Date: Wednesday, 14 March 2007, 6:30 PM
Location: SAP LABS, Building D, 3410 Hillview Avenue,
Palo Alto, CA (Google
Maps | Yahoo!
Maps | Mapquest)
Cost: Free and open to all who wish to attend, but membership is
only $10/year.
Topic
The data from scientific simulations, observations, and experiments is now being measured in terabytes and will soon reach the petabyte regime. The size of the data, as well as its complexity, make it difficult to find useful information in the data. This is of course disconcerting to scientists who wonder about the science still undiscovered in the data. The Sapphire scientific data mining project at Lawrence Livermore National Laboratory (http://www.llnl.gov/casc/sapphire) has been addressing this concern by applying data mining techniques to problems ranging in size from a few megabytes to a hundred terabytes in a variety of domains.

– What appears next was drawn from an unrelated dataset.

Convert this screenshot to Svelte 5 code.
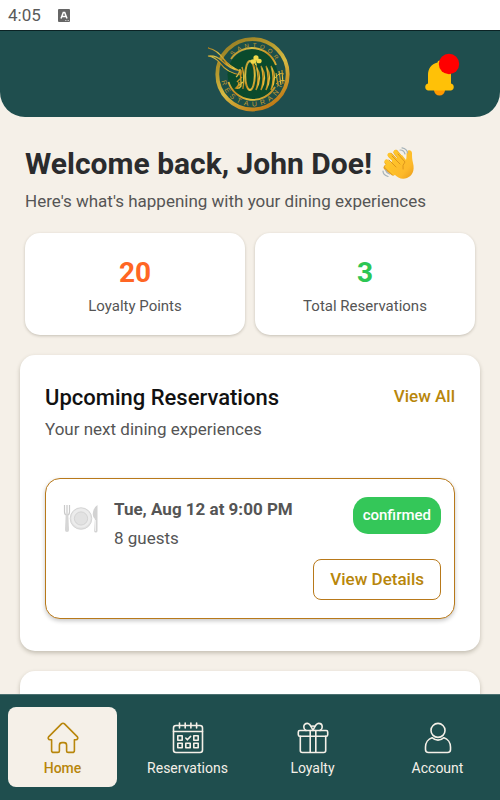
<script>
  const stats = [
    { value: 20, label: 'Loyalty Points', tone: 'orange' },
    { value: 3, label: 'Total Reservations', tone: 'green' }
  ];
  const tabs = ['Home', 'Reservations', 'Loyalty', 'Account'];
  let active = $state('Home');
  const strings = [257, 262, 267, 272];
</script>

<div class="screen">
  <div class="status">
    <span>4:05</span>
    <svg width="12" height="13" viewBox="0 0 12 13" aria-hidden="true">
      <rect width="12" height="13" rx="1" fill="#666" />
      <path d="M3 9.5 5.3 3.5h1.4L9 9.5M4 7.5h4" fill="none" stroke="#fff" stroke-width="1.5" />
      <path d="M7 11.5h4" stroke="#bbb" stroke-width="1" stroke-dasharray="1 .5" />
    </svg>
  </div>

  <header>
    <svg class="logo" width="86" height="78" viewBox="206 35 86 78" role="img" aria-label="Santoor Restaurant">
      <defs>
        <linearGradient id="gold" x1="0" y1="0" x2="1" y2="1">
          <stop offset="0" stop-color="#a87a1c" />
          <stop offset=".25" stop-color="#d9c247" />
          <stop offset=".5" stop-color="#c58b1c" />
          <stop offset=".75" stop-color="#e3c544" />
          <stop offset="1" stop-color="#a8650f" />
        </linearGradient>
        <linearGradient id="ring" gradientUnits="userSpaceOnUse" x1="220" y1="40" x2="260" y2="111">
          <stop offset="0" stop-color="#8f7a25" />
          <stop offset=".3" stop-color="#b2952b" />
          <stop offset=".6" stop-color="#d6ba43" />
          <stop offset="1" stop-color="#c07c17" />
        </linearGradient>
        <path id="arcTop" d="M224.500 74.300A27 27 0 0 1 278.500 74.300" />
        <path id="arcBottom" d="M219.500 74.300A32 32 0 0 0 283.500 74.300" />
      </defs>
      <circle cx="251.500" cy="74.300" r="34" fill="#1c4f49" />
      <circle cx="251.500" cy="74.300" r="25" fill="#0a4a2c" />
      <circle cx="251.500" cy="74.300" r="35.200" fill="none" stroke="url(#ring)" stroke-width="3.800" />
      <path d="M230 59A25.500 25.500 0 0 1 275 65M227.500 82A25.500 25.500 0 0 0 274 87" fill="none" stroke="url(#gold)" stroke-width="1.900" />
      <path d="M207 48Q217 50 223 60T241 71L240 75Q226 73 219 63Q214 57 207 56Q215 55 221 61Q229 69 239 71Q228 66 222 58Q216 50 207 48Z" fill="#1f4e4e" stroke="url(#gold)" stroke-width="1.200" />
      <g fill="none" stroke="url(#gold)">
        <ellipse cx="249" cy="75.500" rx="4.800" ry="14.500" stroke-width="2" />
        <path d="M235 77q3-2 4-8q1 11 1 17q-2 3-5 2q3-2 3-6M241 67q3 9 1 22M236 82l5-5M236 87l6-5" stroke-width="1.400" />
        {#each strings as x}
          <path d="M{x - 2} 66Q{x + 5} 77 {x - 2} 90Q{x + 2} 78 {x - 2} 66" stroke-width="1.300" />
        {/each}
        <path d="M275 73l2 12M278 71l2 14M281 70l1 14" stroke-width="1.200" />
        <path d="M274 78q4-6 9-4M275 84q5-5 9-3" stroke-width="1" />
      </g>
      <g fill="#efd94a">
        <ellipse cx="255" cy="58" rx="2.600" ry="2.800" />
        <ellipse cx="252.300" cy="61.500" rx="2.800" ry="2.300" />
        <ellipse cx="258" cy="61" rx="2.700" ry="2.300" />
        <path d="M254.500 60l1.500 6-2-1Z" />
      </g>
      <text class="logo-top"><textPath href="#arcTop" startOffset="53%" text-anchor="middle">S&nbsp;&nbsp;A&nbsp;&nbsp;N&nbsp;&nbsp;T&nbsp;&nbsp;O&nbsp;&nbsp;O&nbsp;&nbsp;R</textPath></text>
      <text class="logo-bottom"><textPath href="#arcBottom" startOffset="48%" text-anchor="middle">R&nbsp;&nbsp;E&nbsp;&nbsp;S&nbsp;&nbsp;T&nbsp;&nbsp;A&nbsp;&nbsp;U&nbsp;&nbsp;R&nbsp;&nbsp;A&nbsp;&nbsp;N&nbsp;&nbsp;T</textPath></text>
    </svg>

    <button class="bell" aria-label="Notifications">
      <svg width="36" height="44" viewBox="424 52 36 44" aria-hidden="true">
        <path d="M434 90h11a5.500 5.500 0 0 1-11 0Z" fill="#ff9800" />
        <path d="M437.500 62.500a2 2 0 0 1 4 0C448 64 451 69 451 75v8.500a3.600 3.600 0 0 1 0 7h-23a3.600 3.600 0 0 1 0-7V75c0-6 3-11 9.500-12.500Z" fill="#ffc107" />
        <circle cx="449" cy="64" r="10.200" fill="#f00" />
      </svg>
    </button>
  </header>

  <main>
    <section class="welcome">
      <h1>
        Welcome back, John Doe!
        <svg width="34" height="34" viewBox="0 0 34 34" role="img" aria-label="Waving hand">
          <defs>
            <linearGradient id="hand" x1="0" y1="0" x2="1" y2="1">
              <stop offset="0" stop-color="#ffca28" />
              <stop offset=".7" stop-color="#fdb92b" />
              <stop offset="1" stop-color="#e99a18" />
            </linearGradient>
          </defs>
          <path d="M5 15.500 12.500 23M4 20.500 11 26M8.500 8.500l10 10M14 5.500l9 11" stroke="#e59f22" stroke-width="5" stroke-linecap="round" />
          <path d="M4.500 14.500 13 23M5 19.500 12 26M7.500 8 18 18M13.500 5 22 15" stroke="#ffc52c" stroke-width="4.200" stroke-linecap="round" />
          <path d="M10 14 20 8l4 5c1-3 0-6 1-8 1-3 5-2 5 1 0 4 0 6 1 10 2 8-1 13-6 15-5 2-9 0-13-4l-6-6Z" fill="url(#hand)" />
          <path d="M7 13l7 7M10 9l8 8M16 7l7 8q-3 3-2 7" fill="none" stroke="#d9911b" stroke-width=".9" stroke-linecap="round" />
          <path d="M18 3q4 0 5 4M20 .8q5 1 5.500 5M1 24q0 4 5 5.500M3.500 23q1 3 4 4" fill="none" stroke="#a5b2b8" stroke-width="1.200" stroke-linecap="round" />
        </svg>
      </h1>
      <p>Here's what's happening with your dining experiences</p>
    </section>

    <section class="stats">
      {#each stats as stat}
        <article class="stat">
          <strong class={stat.tone}>{stat.value}</strong>
          <span>{stat.label}</span>
        </article>
      {/each}
    </section>

    <section class="panel">
      <div class="panel-head">
        <h2>Upcoming Reservations</h2>
        <a href="#all">View All</a>
      </div>
      <p class="sub">Your next dining experiences</p>

      <article class="booking">
        <div class="booking-top">
          <svg width="36" height="30" viewBox="0 0 36 30" aria-hidden="true">
            <circle cx="18" cy="14.500" r="10.800" fill="#e2e2e2" stroke="#cfcfcf" stroke-width=".8" />
            <circle cx="18" cy="14" r="9.600" fill="#ececec" />
            <circle cx="18" cy="14.500" r="6.600" fill="#e2e2e2" stroke="#cecece" stroke-width=".8" />
            <path d="M1.500 1v7q0 3 2.500 3t2.500-3V1M4 1v9" fill="none" stroke="#c9c9c9" stroke-width="1.200" />
            <path d="M2.700 10h2.600l.7 16q0 2-2 2t-2-2Z" fill="#d6d6d6" />
            <path d="M34.500 1v26q0 1.500-1.700 1.500T31.200 27l.7-12Q29 13 30 8q1-5 4.500-7Z" fill="#d2d2d2" />
            <path d="M32.500 16v11" stroke="#eee" />
          </svg>
          <div class="details">
            <h3>Tue, Aug 12 at 9:00 PM</h3>
            <p>8 guests</p>
          </div>
          <span class="badge">confirmed</span>
        </div>
        <button class="outline">View Details</button>
      </article>
    </section>

    <section class="panel"></section>
  </main>

  <nav>
    {#each tabs as tab}
      <button class="tab" class:active={active === tab} onclick={() => (active = tab)}>
        <svg width="32" height="32" viewBox="0 0 32 32" fill="none" stroke="currentColor" stroke-width="1.600" stroke-linejoin="round" stroke-linecap="round" aria-hidden="true">
          {#if tab === 'Home'}
            <path d="M14.500 1.900 1.800 14.600c-1.200 1.400-.4 3.100 1.200 3.100h1.600v10.700a2 2 0 0 0 2 2h4.300a1.500 1.500 0 0 0 1.500-1.500v-5.700a2.600 2.600 0 0 1 2.600-2.600h2a2.600 2.600 0 0 1 2.600 2.600v5.700a1.500 1.500 0 0 0 1.500 1.500h4.300a2 2 0 0 0 2-2V17.700H29c1.600 0 2.400-1.700 1.200-3.100L17.500 1.900a2.100 2.100 0 0 0-3 0Z" />
          {:else if tab === 'Reservations'}
            <rect x="1.500" y="3.500" width="29" height="27" rx="2.500" />
            <path d="M1.500 9.500h29M7.500 1v5M13.200 1v5M18.900 1v5M24.600 1v5" />
            <path d="M5.800 13.800h4.400v4.400H5.800ZM21.800 13.800h4.400v4.400h-4.400ZM5.800 21.300h4.400v4.400H5.800ZM13.800 21.300h4.400v4.400h-4.400ZM21.800 21.300h4.400v4.400h-4.400ZM13.800 16l1.600 1.800 3.200-3.400" />
          {:else if tab === 'Loyalty'}
            <rect x="1.300" y="8.500" width="29.400" height="5.800" rx="1.500" />
            <path d="M3.300 14.300v14.200a2 2 0 0 0 2 2h21.400a2 2 0 0 0 2-2V14.300M13.200 8.500v22M18.800 8.500v22M9 8.500C7 7.300 6.800 6 6.800 4.900c0-2 1.400-3.500 3.500-3.500 3 0 4.200 3.500 5.700 7.100 1.500-3.600 2.700-7.100 5.700-7.100 2.100 0 3.500 1.500 3.500 3.500 0 1.100-.2 2.400-2.200 3.600M13.800 4.500q2.200-1 4.400 0" />
          {:else}
            <circle cx="16" cy="8.400" r="7" />
            <path d="M10 15.700c-3.700 1.200-6.500 5-6.500 9.300v2.500a3 3 0 0 0 3 3h19a3 3 0 0 0 3-3V25c0-4.300-2.800-8.100-6.500-9.300Q16 20.700 10 15.700Z" />
          {/if}
        </svg>
        <span>{tab}</span>
      </button>
    {/each}
  </nav>
</div>

<style>
  :global(body) {
    margin: 0;
  }

  .screen {
    display: flex;
    flex-direction: column;
    height: 100vh;
    overflow: hidden;
    background: #f5f0e8;
    font-family: Roboto, sans-serif;
    color: #555;
  }

  h1, h2, h3, p {
    margin: 0;
  }

  button {
    font: inherit;
    cursor: pointer;
  }

  svg {
    flex: none;
  }

  .status {
    flex: none;
    display: flex;
    align-items: center;
    gap: 17px;
    height: 30px;
    padding: 0 8px;
    background: #fff;
    font-size: 17px;
    color: #5a5a5a;
  }

  header {
    flex: none;
    display: grid;
    grid-template-columns: 1fr auto 1fr;
    align-items: center;
    height: 87px;
    box-sizing: border-box;
    padding: 0 40px;
    border-top: 1px solid #0b2224;
    border-radius: 0 0 25px 25px;
    background: #1f4e4e;
  }

  .logo {
    grid-column: 2;
  }

  .logo text {
    font-family: "Liberation Sans", Arial, sans-serif;
    fill: #c39a30;
  }

  .logo-top {
    font-size: 6px;
  }

  .logo-bottom {
    font-size: 7px;
  }

  .bell {
    justify-self: end;
    display: flex;
    padding: 0;
    border: 0;
    background: none;
  }

  main {
    flex: 1;
    min-height: 0;
    overflow: hidden;
    display: flex;
    flex-direction: column;
    gap: 20px;
    padding: 28px 20px 0;
  }

  main > * {
    flex: none;
  }

  .welcome {
    padding: 0 5px;
  }

  h1 {
    display: flex;
    align-items: center;
    gap: 10px;
    font-size: 30px;
    line-height: 38px;
    font-weight: 700;
    color: #2a2b2d;
  }

  .welcome p {
    margin-top: 6px;
    font-size: 17px;
    line-height: 24px;
  }

  .stats {
    display: flex;
    gap: 10px;
    padding: 0 5px;
  }

  .stat {
    flex: 1;
    display: flex;
    flex-direction: column;
    align-items: center;
    gap: 6px;
    padding: 23px 10px 19px;
    border-radius: 15px;
    background: #fff;
    box-shadow: 0 1px 3px rgba(60, 50, 30, 0.25);
    font-size: 15px;
    line-height: 20px;
  }

  .stat strong {
    font-size: 28px;
    line-height: 34px;
  }

  .orange {
    color: #ff6624;
  }

  .green {
    color: #2dc653;
  }

  .panel {
    min-height: 100px;
    box-sizing: border-box;
    padding: 26px 25px 32px;
    border-radius: 15px;
    background: #fff;
    box-shadow: 0 2px 4px rgba(60, 50, 30, 0.27);
  }

  .panel-head {
    display: flex;
    justify-content: space-between;
    align-items: flex-start;
  }

  h2 {
    font-size: 22px;
    line-height: 34px;
    font-weight: 500;
    color: #111;
  }

  a {
    font-size: 17px;
    line-height: 30px;
    font-weight: 500;
    color: #b8860b;
    text-decoration: none;
  }

  .sub {
    margin-top: 2px;
    font-size: 17px;
    line-height: 24px;
  }

  .booking {
    display: flex;
    flex-direction: column;
    gap: 10px;
    margin-top: 37px;
    padding: 18px 13px;
    border: 1px solid #b8791a;
    border-radius: 15px;
    background: #fff;
    box-shadow: 0 2px 4px rgba(0, 0, 0, 0.22);
  }

  .booking-top {
    display: flex;
    align-items: flex-start;
    gap: 15px;
    padding-left: 4px;
  }

  .booking-top > svg {
    margin-top: 7px;
  }

  .details {
    flex: 1;
    display: flex;
    flex-direction: column;
    gap: 5px;
    font-size: 17px;
    line-height: 24px;
  }

  h3 {
    font-size: 17px;
    line-height: 24px;
    font-weight: 700;
  }

  .badge {
    padding: 0 10px;
    border-radius: 15px;
    background: #34c759;
    font-size: 15px;
    line-height: 37px;
    font-weight: 500;
    color: #fff;
  }

  .outline {
    align-self: flex-end;
    margin-top: -1px;
    padding: 0 16px;
    border: 1px solid #b8791a;
    border-radius: 8px;
    background: #fff;
    font-size: 17px;
    line-height: 39px;
    font-weight: 500;
    color: #b8860b;
  }

  nav {
    flex: none;
    display: flex;
    gap: 16px;
    padding: 12px 8px 13px;
    border-top: 1px solid #4a7070;
    background: #1f4e4e;
  }

  .tab {
    flex: 1 1 0;
    min-width: 0;
    height: 80px;
    display: flex;
    flex-direction: column;
    align-items: center;
    justify-content: center;
    gap: 4px;
    padding: 6px 0 0;
    border: 0;
    border-radius: 8px;
    background: none;
    font-size: 14px;
    line-height: 20px;
    color: #f5f0e8;
  }

  .tab.active {
    background: #f5f0e8;
    font-weight: 500;
    color: #b8860b;
  }
</style>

Using example problems from domains including fluid mixing, molecular dynamics, astronomy, remote sensing, and experimental physics, I will discuss some of the challenges we have encountered in mining these datasets. I will then discuss what the future holds for scientific data mining as we move to petascale computing.
About the Speaker
Chandrika Kamath is a computer scientist at the Center for Applied Scientific Computing at the Lawrence Livermore National Laboratory, where she has led the Sapphire project in scientific data mining since 1998. Her research focuses on the analysis of data from observations, experiments, and simulations, using techniques from image and video processing, data mining, pattern recognition, and statistics. The Sapphire project won the 2006 R&D 100 award for its scientific data mining software. Prior to joining LLNL in 1997, Chandrika was a Consulting Software Engineer at Digital Equipment Corporation (DEC), developing high performance mathematical software for the Digital Extended Math Library (DXML). She earned her Ph.D. in 1986 and her M.S. in 1984, both in Computer Science from the University of Illinois at Urbana-Champaign. She holds six patents in data mining, is an Editor-in-Chief of a new Journal 'Statistical Analysis and Data Mining' premiering in 2007, and is active in organizing data mining conferences and workshops.